Algebraic Fourier reconstruction of piecewise smooth functions

Accurate reconstruction of piecewise smooth functions from a finite number of Fourier coefficients is an important problem in various ap- plications. This problem exhibits an inherent inaccuracy, in particular, the Gibbs phenomenon, and it has been intensively investigated during the last few decades. Several nonlinear reconstruction methods have been proposed in the literature, and it is by now well-established that the " classical" convergence order can be completely restored up to the discontinuities. Still, the maximal accuracy of determining the positions of these discontinuities remains an open question. In this paper we prove that the locations of the jumps (and subsequently the pointwise values of the function) can be reconstructed with at least " half the classical accuracy" . In particular, we develop a constructive approximation procedure which, given the first k Fourier coefficients of a piecewise C ^2d+1 function, recovers the locations of the jumps with accuracy ~ k ^-(d+2),and the values of the function between the jumps with accuracy ~ k ^-(d+1) (similar estimates are obtained for the associated jump magnitudes). A key ingredient of the algorithm is to start with the case of a single discontinuity, where a modified version of one of the existing algebraic methods (due to K. Eckhoff) may be applied.
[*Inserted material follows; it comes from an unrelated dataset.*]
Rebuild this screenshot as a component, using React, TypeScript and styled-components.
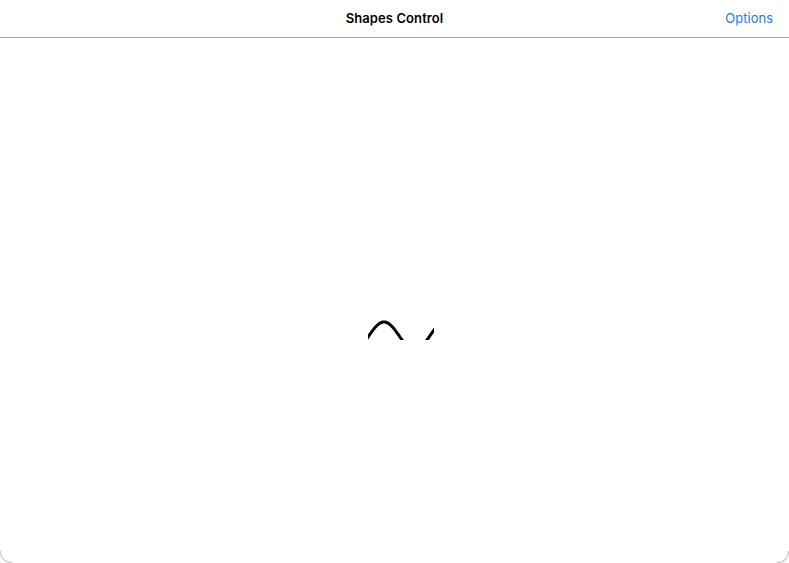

It turns out that the additional orders of smoothness produce highly correlated error terms in the Fourier coefficients, which eventually cancel out in the corresponding algebraic equations. To handle more than one jump, we apply a localization procedure via a convolution in the Fourier domain, which eventually preserves the accuracy estimates obtained for the single jump. We provide some numerical results which support the theoretical predictions.